··· COLLECTED MATERIAL

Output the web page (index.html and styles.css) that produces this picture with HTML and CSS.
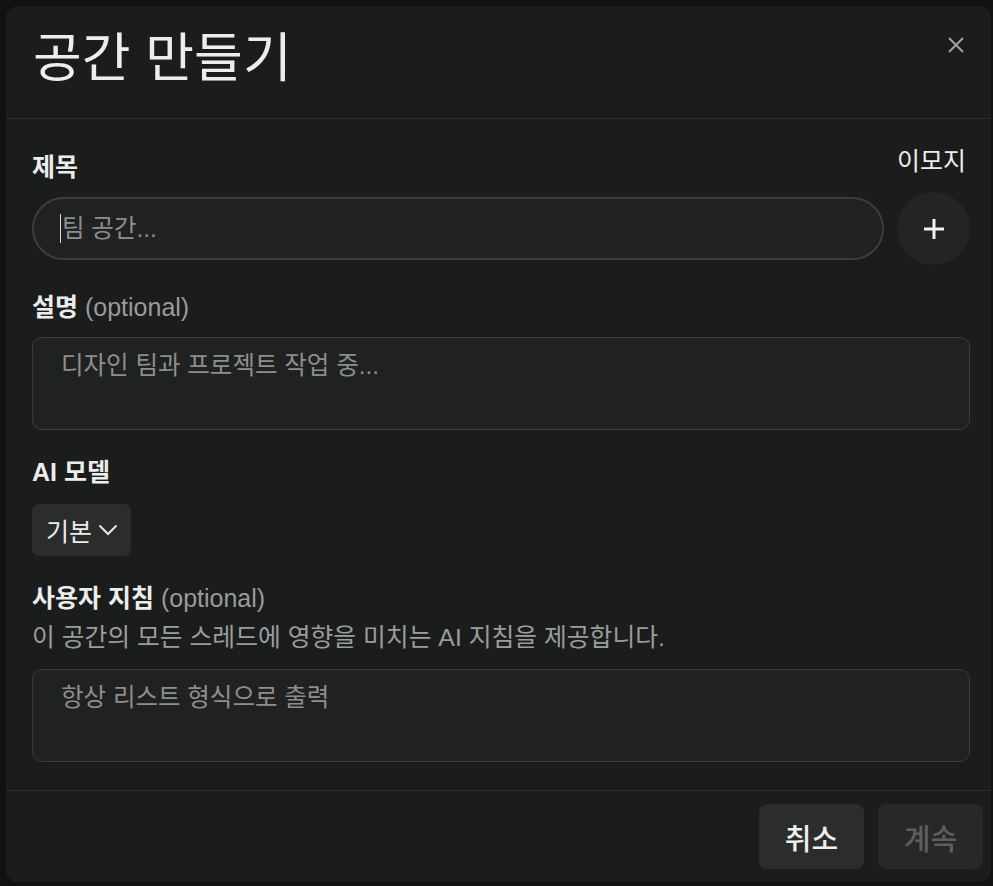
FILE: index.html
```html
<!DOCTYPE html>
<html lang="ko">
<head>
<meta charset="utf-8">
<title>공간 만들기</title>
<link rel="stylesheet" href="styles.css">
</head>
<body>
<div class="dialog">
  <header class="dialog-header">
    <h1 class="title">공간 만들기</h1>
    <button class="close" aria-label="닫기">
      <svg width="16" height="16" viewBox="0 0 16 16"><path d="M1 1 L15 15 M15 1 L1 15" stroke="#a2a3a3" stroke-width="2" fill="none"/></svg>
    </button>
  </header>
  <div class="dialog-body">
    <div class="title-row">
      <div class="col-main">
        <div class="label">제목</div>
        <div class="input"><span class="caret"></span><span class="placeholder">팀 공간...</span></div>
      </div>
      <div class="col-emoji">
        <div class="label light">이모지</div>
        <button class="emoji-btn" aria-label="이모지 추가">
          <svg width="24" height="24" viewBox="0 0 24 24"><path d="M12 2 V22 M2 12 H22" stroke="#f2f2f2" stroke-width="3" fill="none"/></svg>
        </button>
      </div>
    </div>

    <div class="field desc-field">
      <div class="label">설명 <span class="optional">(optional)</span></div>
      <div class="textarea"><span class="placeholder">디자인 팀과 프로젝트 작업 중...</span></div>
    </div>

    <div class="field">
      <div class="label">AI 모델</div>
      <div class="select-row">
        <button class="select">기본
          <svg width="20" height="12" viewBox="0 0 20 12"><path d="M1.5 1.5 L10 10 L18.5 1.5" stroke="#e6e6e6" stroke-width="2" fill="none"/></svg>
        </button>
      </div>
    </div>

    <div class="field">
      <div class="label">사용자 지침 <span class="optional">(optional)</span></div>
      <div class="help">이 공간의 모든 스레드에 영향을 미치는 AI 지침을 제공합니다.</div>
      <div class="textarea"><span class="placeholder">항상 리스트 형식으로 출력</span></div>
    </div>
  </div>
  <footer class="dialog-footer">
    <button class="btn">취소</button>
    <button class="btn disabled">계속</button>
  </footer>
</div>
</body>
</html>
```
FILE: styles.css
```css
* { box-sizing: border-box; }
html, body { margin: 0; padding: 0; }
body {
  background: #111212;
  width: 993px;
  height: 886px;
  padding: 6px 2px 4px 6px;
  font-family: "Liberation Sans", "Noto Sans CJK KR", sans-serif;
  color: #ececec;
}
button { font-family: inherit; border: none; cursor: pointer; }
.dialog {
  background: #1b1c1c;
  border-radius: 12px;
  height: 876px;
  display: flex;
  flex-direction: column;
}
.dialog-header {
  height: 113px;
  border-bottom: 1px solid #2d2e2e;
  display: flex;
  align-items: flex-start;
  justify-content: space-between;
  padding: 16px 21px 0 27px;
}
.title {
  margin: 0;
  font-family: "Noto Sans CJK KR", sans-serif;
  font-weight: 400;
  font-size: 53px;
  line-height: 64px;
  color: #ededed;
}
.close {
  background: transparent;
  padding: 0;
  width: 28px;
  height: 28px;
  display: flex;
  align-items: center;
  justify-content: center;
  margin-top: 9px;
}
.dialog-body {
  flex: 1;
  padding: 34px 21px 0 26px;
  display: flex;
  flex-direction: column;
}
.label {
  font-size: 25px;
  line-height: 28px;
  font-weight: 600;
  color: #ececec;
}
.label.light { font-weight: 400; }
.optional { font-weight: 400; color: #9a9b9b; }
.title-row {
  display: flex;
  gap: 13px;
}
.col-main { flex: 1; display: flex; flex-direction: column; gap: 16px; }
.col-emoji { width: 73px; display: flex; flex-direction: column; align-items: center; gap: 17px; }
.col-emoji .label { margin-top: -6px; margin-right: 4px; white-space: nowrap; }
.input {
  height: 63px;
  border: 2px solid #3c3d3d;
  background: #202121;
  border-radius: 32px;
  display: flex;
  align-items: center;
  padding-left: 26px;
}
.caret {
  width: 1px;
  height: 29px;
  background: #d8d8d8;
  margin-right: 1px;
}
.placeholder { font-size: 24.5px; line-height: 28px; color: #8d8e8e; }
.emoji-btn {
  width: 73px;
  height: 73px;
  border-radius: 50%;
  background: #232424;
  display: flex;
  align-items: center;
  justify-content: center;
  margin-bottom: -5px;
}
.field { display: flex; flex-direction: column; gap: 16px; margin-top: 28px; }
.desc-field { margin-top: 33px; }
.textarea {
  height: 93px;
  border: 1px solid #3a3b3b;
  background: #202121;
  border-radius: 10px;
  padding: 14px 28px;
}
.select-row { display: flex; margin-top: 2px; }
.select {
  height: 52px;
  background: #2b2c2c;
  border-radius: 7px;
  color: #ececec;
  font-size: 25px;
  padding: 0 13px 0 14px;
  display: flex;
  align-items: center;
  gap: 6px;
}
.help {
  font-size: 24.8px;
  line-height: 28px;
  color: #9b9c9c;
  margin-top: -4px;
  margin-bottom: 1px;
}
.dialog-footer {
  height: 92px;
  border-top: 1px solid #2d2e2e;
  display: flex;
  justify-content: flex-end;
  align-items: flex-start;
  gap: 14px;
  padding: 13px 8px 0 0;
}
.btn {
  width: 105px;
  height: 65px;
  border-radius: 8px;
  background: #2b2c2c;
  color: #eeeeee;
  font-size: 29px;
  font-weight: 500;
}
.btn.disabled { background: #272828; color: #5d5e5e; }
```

······

• _DIRECTIVE_
Send back the data above word for word, with the pictures left out.

• _ANSWER TO THE PROBLEM_
Output the web page (index.html and styles.css) that produces this picture with HTML and CSS.
FILE: index.html
```html
<!DOCTYPE html>
<html lang="ko">
<head>
<meta charset="utf-8">
<title>공간 만들기</title>
<link rel="stylesheet" href="styles.css">
</head>
<body>
<div class="dialog">
  <header class="dialog-header">
    <h1 class="title">공간 만들기</h1>
    <button class="close" aria-label="닫기">
      <svg width="16" height="16" viewBox="0 0 16 16"><path d="M1 1 L15 15 M15 1 L1 15" stroke="#a2a3a3" stroke-width="2" fill="none"/></svg>
    </button>
  </header>
  <div class="dialog-body">
    <div class="title-row">
      <div class="col-main">
        <div class="label">제목</div>
        <div class="input"><span class="caret"></span><span class="placeholder">팀 공간...</span></div>
      </div>
      <div class="col-emoji">
        <div class="label light">이모지</div>
        <button class="emoji-btn" aria-label="이모지 추가">
          <svg width="24" height="24" viewBox="0 0 24 24"><path d="M12 2 V22 M2 12 H22" stroke="#f2f2f2" stroke-width="3" fill="none"/></svg>
        </button>
      </div>
    </div>

    <div class="field desc-field">
      <div class="label">설명 <span class="optional">(optional)</span></div>
      <div class="textarea"><span class="placeholder">디자인 팀과 프로젝트 작업 중...</span></div>
    </div>

    <div class="field">
      <div class="label">AI 모델</div>
      <div class="select-row">
        <button class="select">기본
          <svg width="20" height="12" viewBox="0 0 20 12"><path d="M1.5 1.5 L10 10 L18.5 1.5" stroke="#e6e6e6" stroke-width="2" fill="none"/></svg>
        </button>
      </div>
    </div>

    <div class="field">
      <div class="label">사용자 지침 <span class="optional">(optional)</span></div>
      <div class="help">이 공간의 모든 스레드에 영향을 미치는 AI 지침을 제공합니다.</div>
      <div class="textarea"><span class="placeholder">항상 리스트 형식으로 출력</span></div>
    </div>
  </div>
  <footer class="dialog-footer">
    <button class="btn">취소</button>
    <button class="btn disabled">계속</button>
  </footer>
</div>
</body>
</html>
```
FILE: styles.css
```css
* { box-sizing: border-box; }
html, body { margin: 0; padding: 0; }
body {
  background: #111212;
  width: 993px;
  height: 886px;
  padding: 6px 2px 4px 6px;
  font-family: "Liberation Sans", "Noto Sans CJK KR", sans-serif;
  color: #ececec;
}
button { font-family: inherit; border: none; cursor: pointer; }
.dialog {
  background: #1b1c1c;
  border-radius: 12px;
  height: 876px;
  display: flex;
  flex-direction: column;
}
.dialog-header {
  height: 113px;
  border-bottom: 1px solid #2d2e2e;
  display: flex;
  align-items: flex-start;
  justify-content: space-between;
  padding: 16px 21px 0 27px;
}
.title {
  margin: 0;
  font-family: "Noto Sans CJK KR", sans-serif;
  font-weight: 400;
  font-size: 53px;
  line-height: 64px;
  color: #ededed;
}
.close {
  background: transparent;
  padding: 0;
  width: 28px;
  height: 28px;
  display: flex;
  align-items: center;
  justify-content: center;
  margin-top: 9px;
}
.dialog-body {
  flex: 1;
  padding: 34px 21px 0 26px;
  display: flex;
  flex-direction: column;
}
.label {
  font-size: 25px;
  line-height: 28px;
  font-weight: 600;
  color: #ececec;
}
.label.light { font-weight: 400; }
.optional { font-weight: 400; color: #9a9b9b; }
.title-row {
  display: flex;
  gap: 13px;
}
.col-main { flex: 1; display: flex; flex-direction: column; gap: 16px; }
.col-emoji { width: 73px; display: flex; flex-direction: column; align-items: center; gap: 17px; }
.col-emoji .label { margin-top: -6px; margin-right: 4px; white-space: nowrap; }
.input {
  height: 63px;
  border: 2px solid #3c3d3d;
  background: #202121;
  border-radius: 32px;
  display: flex;
  align-items: center;
  padding-left: 26px;
}
.caret {
  width: 1px;
  height: 29px;
  background: #d8d8d8;
  margin-right: 1px;
}
.placeholder { font-size: 24.5px; line-height: 28px; color: #8d8e8e; }
.emoji-btn {
  width: 73px;
  height: 73px;
  border-radius: 50%;
  background: #232424;
  display: flex;
  align-items: center;
  justify-content: center;
  margin-bottom: -5px;
}
.field { display: flex; flex-direction: column; gap: 16px; margin-top: 28px; }
.desc-field { margin-top: 33px; }
.textarea {
  height: 93px;
  border: 1px solid #3a3b3b;
  background: #202121;
  border-radius: 10px;
  padding: 14px 28px;
}
.select-row { display: flex; margin-top: 2px; }
.select {
  height: 52px;
  background: #2b2c2c;
  border-radius: 7px;
  color: #ececec;
  font-size: 25px;
  padding: 0 13px 0 14px;
  display: flex;
  align-items: center;
  gap: 6px;
}
.help {
  font-size: 24.8px;
  line-height: 28px;
  color: #9b9c9c;
  margin-top: -4px;
  margin-bottom: 1px;
}
.dialog-footer {
  height: 92px;
  border-top: 1px solid #2d2e2e;
  display: flex;
  justify-content: flex-end;
  align-items: flex-start;
  gap: 14px;
  padding: 13px 8px 0 0;
}
.btn {
  width: 105px;
  height: 65px;
  border-radius: 8px;
  background: #2b2c2c;
  color: #eeeeee;
  font-size: 29px;
  font-weight: 500;
}
.btn.disabled { background: #272828; color: #5d5e5e; }
```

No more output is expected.